Poi va ripristinata effettivamente la democrazia interna: non è accettabile
nella nostra cultura politica il partito del capo, o dei capi. Purtroppo nella
nostra regione è prevalso tale modello, quello del partito istituzionale, dove
a decidere sono esclusivamente i deputati, con la ratifica successiva degli
organismi dirigenti. Va separata la rappresentanza istituzionale dalla segreteria
di partito, ripristinando una dialettica tra i due livelli che consenta una più
efficace democrazia interna.
Infine è
importante un ultimo passaggio. Va siglato da tutte le componenti politiche un
patto generazionale che dia spazio finalmente ad una generazione di giovani
dirigenti competenti e maturi per prendersi la responsabilità di guidare il
Partito Democratico in questo processo di ricostruzione. Non si tratta solo di
"rottamare" qualche anziano dirigente per sostituirlo con un suo
giovane fedelissimo.
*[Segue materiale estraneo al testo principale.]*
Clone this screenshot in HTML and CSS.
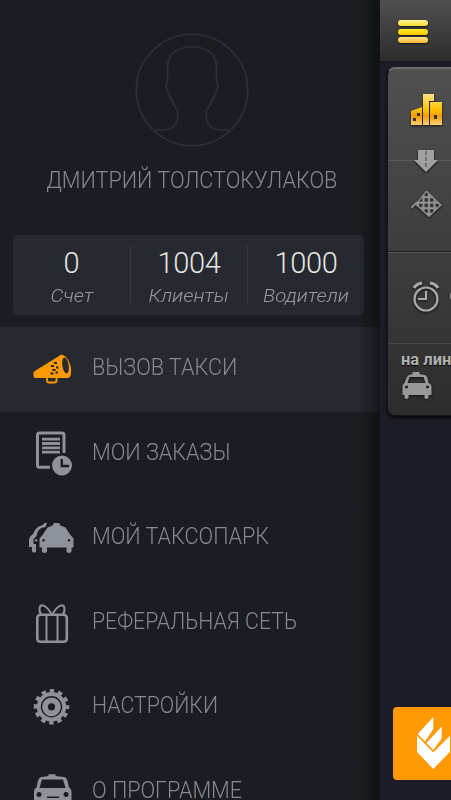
FILE: index.html
```html
<!DOCTYPE html>
<html lang="ru">
<head>
<meta charset="utf-8">
<title>Такси</title>
<link rel="stylesheet" href="styles.css">
</head>
<body>
<div class="app">
  <aside class="drawer">
    <header class="profile">
      <svg class="avatar" viewBox="0 0 114 114"><circle cx="57" cy="57" r="55.7"/><path d="M19 97h9c12 0 16-9 14.500-20C36 69 36 64 33.500 60 31 56 30 50 32.500 49V34C33 20 43 14 57 14s24 6 24.500 20v15c2.500 1 1.500 7-1 11C78 64 78 69 71.500 77 70 88 74 97 86 97h9"/></svg>
      <h1 class="name"><span>ДМИТРИЙ ТОЛСТОКУЛАКОВ</span></h1>
    </header>
    <div class="stats">
      <div class="stat"><b>0</b><i>Счет</i></div>
      <div class="stat"><b>1004</b><i>Клиенты</i></div>
      <div class="stat"><b>1000</b><i>Водители</i></div>
    </div>
    <nav class="menu">
      <a class="item active"><svg class="icon" viewBox="0 0 50 50"><path fill="#ff9a05" d="M9 29.500 34 14q2-2 4-1c5 2 9 11 8 18q0 5-4 5H10.500C8 36 8 30.500 9 29.500z"/><ellipse cx="40.500" cy="23.500" rx="3.200" ry="8" fill="#262930" transform="rotate(-9 40.500 23.500)"/><path d="M22 36v2.500q0 2 2 2h5.500q2 0 2-2V36" fill="none" stroke="#ff9a05" stroke-width="1.800"/><path fill="#262930" d="M29 20h3v2h-3zm-3 3h3v2h-3zm5 1.500h2.500v2H31zm-3.500 2.500h3v2h-3zm-2 3.500h3v2h-3zm5-1h2.500v2h-2.500z"/></svg><span>ВЫЗОВ ТАКСИ</span></a>
      <a class="item"><svg class="icon" viewBox="0 0 50 50"><path d="M25 40.200H14.500q-2 0-2-2V8q0-2 2-2h22.500q2 0 2 2v18" fill="none" stroke="#8d929b" stroke-width="3"/><path d="M17 12.200h18M17 16.500h18M17 20.800h18M17 25.100h18" stroke="#8d929b" stroke-width="2.800"/><circle cx="37" cy="38.500" r="10" fill="#8d929b"/><path d="M36.800 32v7H44" fill="none" stroke="#1c1d22" stroke-width="2.400"/></svg><span>МОИ ЗАКАЗЫ</span></a>
      <a class="item"><svg class="icon" viewBox="0 0 50 50"><path fill="#8d929b" fill-rule="evenodd" d="m17.500 24 5-7.500 5-2L29 12h5l1.500 2.500 5 2 5 7.500 3 3.500v9h-2v4q-2.500 3-5 0v-4H22v4q-2.500 3-5 0v-4h-2.500v-9zM18.500 28a1.300 1.300 0 1 0 .1 0zm25.500 0a1.300 1.300 0 1 0 .1 0z"/><path fill="#8d929b" d="M22 12q-3-1-4 2-7 1-10 9-4 3-4 6v7h3v4q1 2.500 4 1v-8H8.500v-5l3-3q1-6 5-8l4-1zM11 28a1.300 1.300 0 1 0 .1 0z"/></svg><span>МОЙ ТАКСОПАРК</span></a>
      <a class="item"><svg class="icon" viewBox="0 0 50 50"><g fill="none" stroke="#8d929b" stroke-width="2.600"><rect x="12.300" y="18.800" width="29.500" height="27" rx="3"/><path stroke-width="2" d="M21.500 19v26M32.500 19v26M27 19c-6-11-12.500-12-12.500-6 0 3 0 4 2 5M27 19c6-11 12.500-12 12.500-6 0 3 0 4-2 5"/></g></svg><span class="wide">РЕФЕРАЛЬНАЯ СЕТЬ</span></a>
      <a class="item"><svg class="icon" viewBox="0 0 50 50"><g fill="none" stroke="#8d929b" transform="translate(26.500 26.800)"><circle r="16" stroke-width="3.500" stroke-dasharray="4.500 3.878" stroke-dashoffset="2.250"/><circle r="12.700" stroke-width="4"/><circle r="6.500" stroke-width="5.800"/></g></svg><span class="wide">НАСТРОЙКИ</span></a>
      <a class="item"><svg class="icon" viewBox="0 0 50 50"><path fill="#8d929b" fill-rule="evenodd" d="M23.500 11V9.300h7V11l8 1q3 0 4 4l1.500 6.500q2.500 1 2.500 4.500v15H9V27q0-3.500 2.500-4.500L13 16q1-4 4-4zM17 14.500l-2.500 8.500h26L38 14.500zm-3 12.500a2.500 2.500 0 1 0 .1 0zm27 0a2.500 2.500 0 1 0 .1 0zM22 31.500V33h12v-1.500z"/></svg><span>О ПРОГРАММЕ</span></a>
    </nav>
  </aside>
  <main class="page">
    <header class="bar"><div class="burger"><i></i><i></i><i></i></div></header>
    <section class="order">
      <svg class="tile city" viewBox="0 0 32 32"><defs><linearGradient id="gold" x2="0" y2="1"><stop stop-color="#ffe184"/><stop offset=".5" stop-color="#ffc400"/><stop offset=".72" stop-color="#f59b05"/><stop offset="1" stop-color="#ffd17a"/></linearGradient></defs><path fill="url(#gold)" d="M0 17 11 13V31H0zM12 0h11v7h-5v24h-6zM19 8h12v23H19z"/><path d="M6 19h3v3H6zm-4 5h3v3H2zm21-3h3v4h-3z" fill="#333"/></svg>
      <svg class="tile arrow" viewBox="0 0 26 24"><path fill="#a0a0a0" d="M5 1h16v10h4L13 23 1 11h4z"/><path d="M13 2v18" stroke="#555" stroke-width="1.200" stroke-dasharray="4 2"/></svg>
      <svg class="tile flag" viewBox="0 0 31 28"><defs><pattern id="chk" x="2.500" y="1.700" width="5.500" height="5.500" patternUnits="userSpaceOnUse"><rect width="5.500" height="5.500" fill="#929292"/><rect width="3.500" height="3.500" rx="1" fill="#303030"/></pattern></defs><path d="M15.500 0 30 14 18 25.500 5 13.500z" fill="url(#chk)" stroke="#929292" stroke-width="1.200"/><path d="m0 17 6.500-6" stroke="#929292" stroke-width="2"/></svg>
      <div class="time"><svg class="tile clock" viewBox="0 0 28 32"><g fill="none" stroke="#aaa" stroke-width="2.200"><circle cx="14" cy="18" r="11.500"/><path d="M14 10v8H6"/><path d="M2 7q2-4 8-5M26 7q-2-4-8-5" stroke-width="3.200"/></g></svg><span class="ring"></span></div>
      <div class="online"><b>на линии</b><svg class="tile cab" viewBox="0 0 30 30"><path fill="#999" fill-rule="evenodd" d="M11 3V1h7v2l5 1q2 0 3 3l1 5q3 1 3 4v8h-3v3q-2 2-4 0v-3H7v3q-2 2-4 0v-3H1v-8q0-3 2-4l2-5q1-3 3-3zM8 6l-2 6h18l-2-6zM5 14.500a1.500 1.500 0 1 0 .1 0zm21 0a1.500 1.500 0 1 0 .1 0z"/></svg></div>
    </section>
    <div class="promo"><svg viewBox="0 0 36 54"><path fill="#fff" d="M2.700 18 18.300 1v12L10 25.500zM11.500 27 26.700 10.500V22.500L18.300 34zM2 19.700l16.300 16.800L35 19.700v16L18.300 53 2 36z"/></svg></div>
  </main>
</div>
</body>
</html>
```
FILE: styles.css
```css
* { box-sizing: border-box; }
body { margin: 0; background: #1b1c25; overflow: hidden; font-family: Roboto, "Noto Sans", sans-serif; }
.app { display: flex; width: 451px; height: 800px; overflow: hidden; }
.drawer { flex: 0 0 380px; height: 800px; overflow: hidden; background: #1c1d22; position: relative; }
.drawer::after { content: ""; position: absolute; inset: 0 0 0 auto; width: 22px; background: linear-gradient(90deg, transparent, rgba(8, 9, 13, .55)); }
.profile { height: 235px; padding: 33px 0 0 3px; display: flex; flex-direction: column; align-items: center; }
.avatar { width: 114px; height: 114px; fill: none; stroke: #2c3038; stroke-width: 1.700; }
.name { margin: 18px 0 0; font-weight: 300; font-size: 24px; line-height: 30px; color: #868990; white-space: nowrap; }
.name span { display: inline-block; transform: scaleX(.9); }
.stats { display: grid; grid-template-columns: 118px 117px 116px; width: 351px; height: 80px; margin: 0 0 12px 13px; padding-top: 11px; border-radius: 5px; background: #262930; }
.stat { height: 57px; display: flex; flex-direction: column; align-items: center; border-right: 1px solid #363a42; }
.stat:last-child { border: 0; }
.stat b { font-weight: 300; font-size: 29px; line-height: 34px; color: #e4e4e4; letter-spacing: -.3px; }
.stat i { font-size: 18px; font-weight: 300; line-height: 31px; color: #9699a1; transform: scaleX(1.13); }
.item { height: 84.500px; display: flex; align-items: center; padding: 0 0 4px 25px; font-size: 24px; font-weight: 300; color: #868990; white-space: nowrap; }
.active { background: #262930; }
.icon { width: 50px; height: 50px; flex: none; overflow: visible; margin-right: 17px; }
.item span { transform: scaleX(.9); transform-origin: left; }
.item .wide { transform: scaleX(.887); }
.page { flex: 0 0 71px; height: 800px; overflow: hidden; background: #1b1c25; }
.bar { height: 62px; padding: 20px 0 0 18px; background: linear-gradient(#505050, #2d2d2d); border-bottom: 1px solid #171717; }
.burger { display: flex; flex-direction: column; gap: 2.600px; width: 30px; }
.burger i { height: 6px; border-radius: 3px; background: linear-gradient(#fff493, #ffdc35); box-shadow: 0 1px 2px #111; }
.burger i:nth-child(2) { background: linear-gradient(#ffeb22, #ffc900); }
.burger i:nth-child(3) { background: linear-gradient(#ffe289, #ffb832); }
.order { margin: 5px 0 0 7px; width: 90px; height: 349px; border-radius: 8px; background: linear-gradient(#5a5a5a, #5a5a5a) 0 91px / 100% 1px no-repeat, linear-gradient(#505050, #2d2d2d); border: 1px solid #151519; border-top: 2px solid #6c6c6c; box-shadow: 0 2px 3px #08080d; }
.tile { display: block; filter: drop-shadow(0 1px 1px #111); }
.city { width: 32px; height: 32px; margin: 25px 0 0 23px; }
.arrow { width: 26px; height: 24px; margin: 23px 0 0 25px; }
.flag { width: 31px; height: 28px; margin: 18px 0 0 23px; }
.time { display: flex; gap: 10px; height: 92px; margin-top: 32px; padding: 29px 0 0 24px; border-top: 1px solid #202020; box-shadow: inset 0 1px #555; }
.clock { width: 28px; height: 32px; flex: none; }
.ring { width: 14px; height: 14px; margin-top: 8px; border: 2px solid #999; border-radius: 50%; flex: none; }
.online { border-top: 1px solid #484848; padding: 5px 0 0 13px; white-space: nowrap; }
.online b { display: block; font-size: 16.500px; line-height: 22px; color: #b1b1b1; text-shadow: 0 1px 1px #000; }
.cab { width: 31px; height: 30px; }
.promo { margin: 291px 0 0 13px; width: 90px; height: 73px; padding: 9px 0 0 22px; background: #ff9a05; border-radius: 4px; }
.promo svg { width: 36px; height: 54px; display: block; }
```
Va promossa una nuova leva di dirigenti, fuori dalla
gestione politica degli ultimi anni, che sia in grado di ricomporre le antiche
fratture del nostro partito in una sintesi unitaria e che riesca ad
intercettare meglio l'esigenza di cambiamento che l'elettorato di centro
sinistra, e la società siciliana complessivamente, ci chiede.